There are also plans to add between 600 and 800 barn stalls to the back of the track. Once those are built there will be a transition from the old barns to the new ones, with the hope being that the old ones also would be rebuilt or refurbished in some way.
“We need to have stables for the smaller guys,” Ritvo said. “We’re meeting with the city to try and get the process going. This is not to make the big guys bigger, but to have someplace to introduce new trainers.”
Once construction starts it should take between six months and a year before the new stables are operational.
Shortly after Ritvo got here, he told The Times that it was more likely than not that the track would go to a three-day racing week.
“I’m confident that Rick [Hammerle] has done a good enough job that we can run four days a week,” Ritvo said. “That’s what we want. It’s about creating more for the customer than the horsemen. It all comes down to creating opportunities for the bettor.”
One obstacle that Ritvo did not anticipate is the formidable power of the TOC, which has the ability to block many initiatives related to racing and betting.
“We’re getting to understand each other,” Ritvo said. “For us to be successful, we have to move together as one business unit. I know I’m the new guy in town. Some people look at Gulfstream [where Ritvo revitalized the racino] and say how impressive it is. Others say we’ve cheapened the product.

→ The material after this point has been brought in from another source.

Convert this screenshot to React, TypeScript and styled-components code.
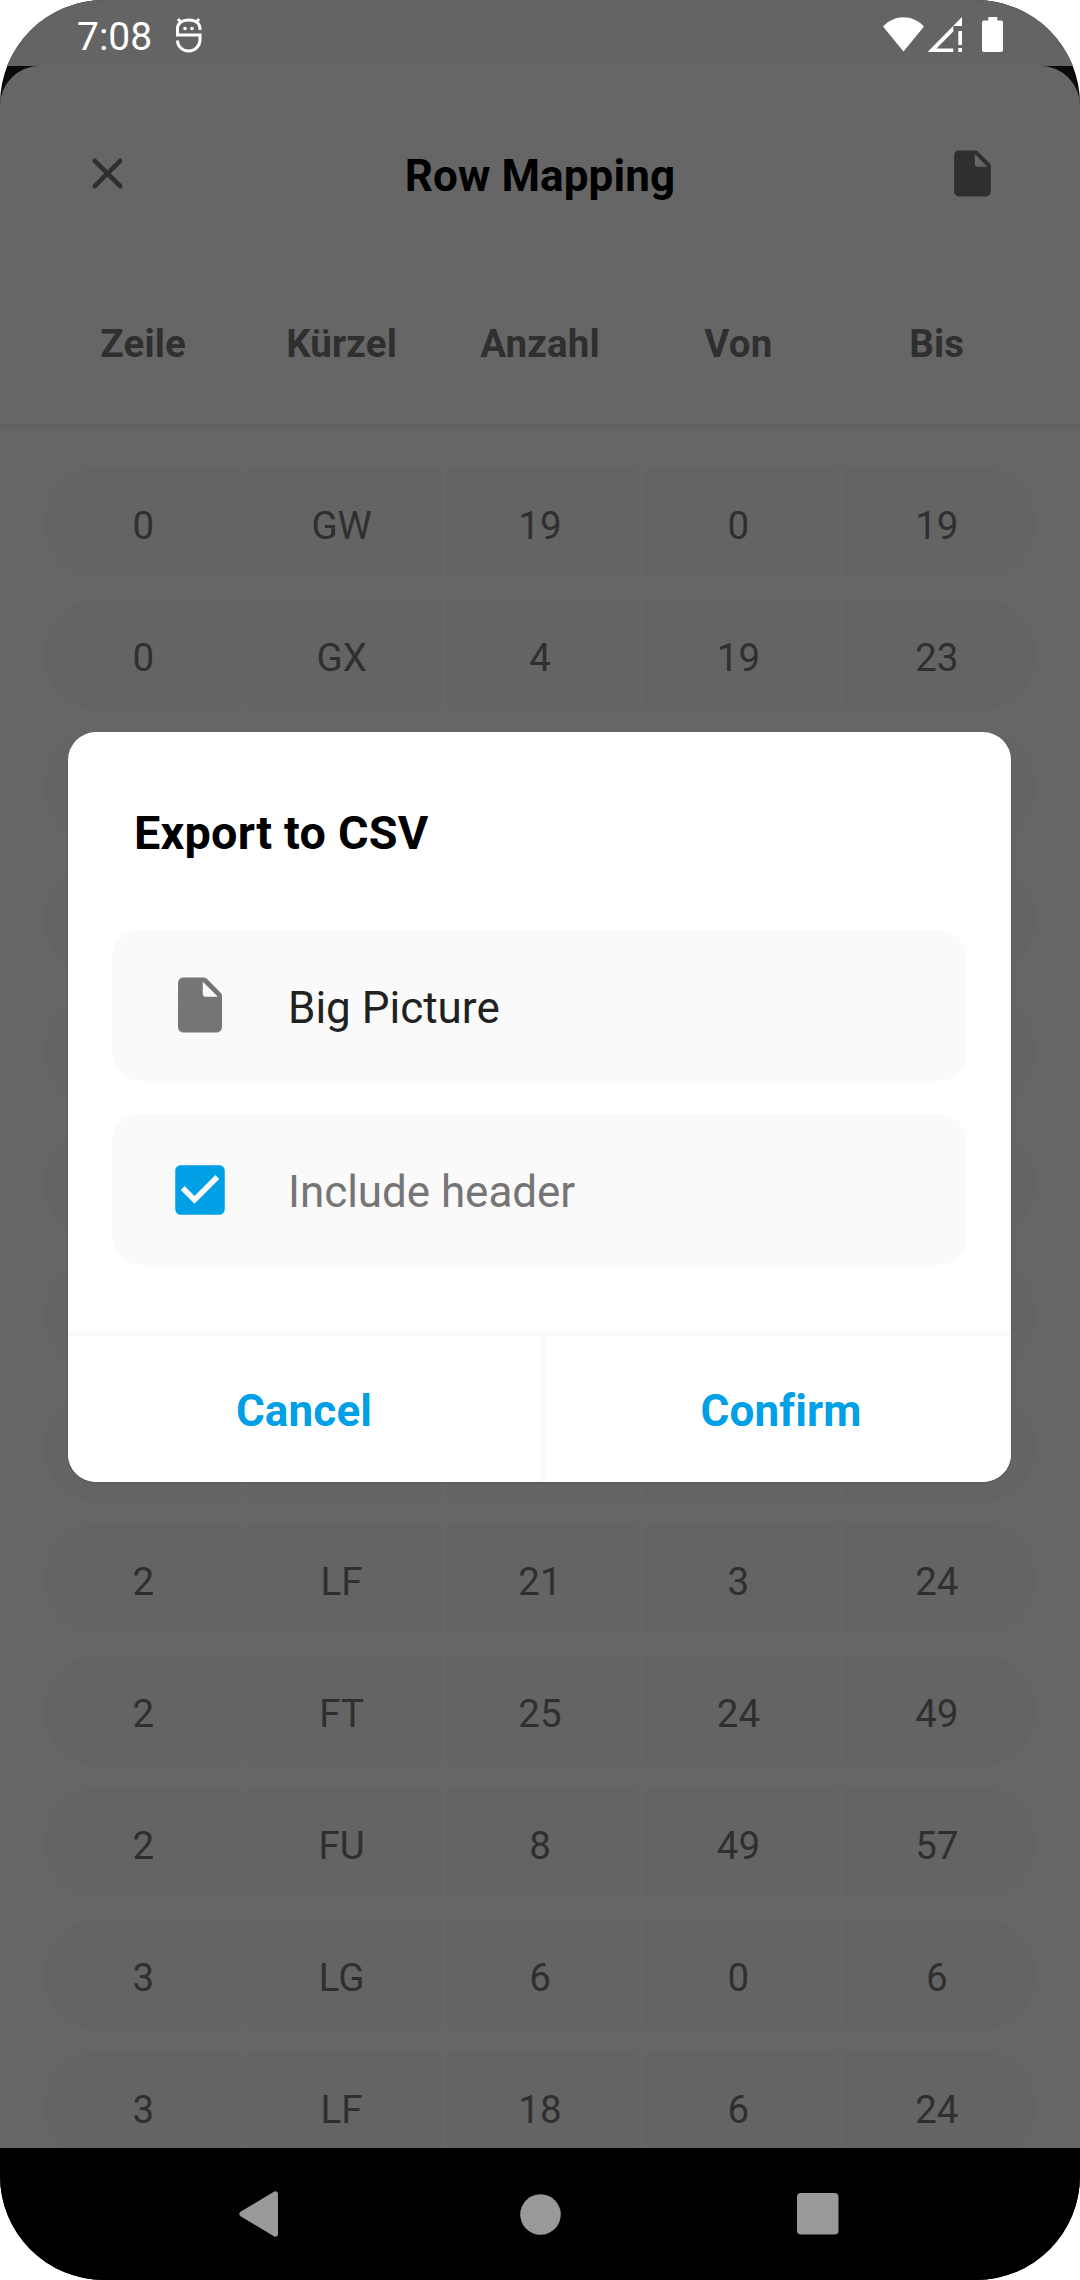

“The part the TOC is missing is that lesser quality [non-stakes races] pay for stakes racing. The claiming races infuse money into the purse account. I just want to mix it in. … All I want is the TOC to have confidence and trust in me. And I hope they give me a chance to earn it.”
The purses are down about $600,000 this meeting. Ritvo called it a management review of what’s working and what’s not. The biggest hit is the Santa Anita Handicap, which went from $750,000 to $600,000. But the race known as the Big ’Cap has suffered greatly since it now competes with the $10 million Dubai World Cup.
There is a popular theory that if takeout, the amount the track cuts from the pot, were reduced, more money would be bet and it would more than offset the initial takeout loss with greater mutuel handles. It’s similar to the thinking of some parts of the latest government tax plan, except the people getting the extra money, the bettors, would essentially trickle-up to the track.
“Over time, as we work together, we can definitely review it,” Ritvo said. “The track cannot reduce takeout without the TOC agreeing. No one wants to try it in a [long] meet. But as the relationship grows, maybe we can try it in the 19-day meet. Let’s see how it works.”
Any way you look at it, Ritvo is trying to enlist change to aid a sport that is often very resistant to it.
“I’m not going to stick around for a paycheck; I want to accomplish something,” Ritvo said.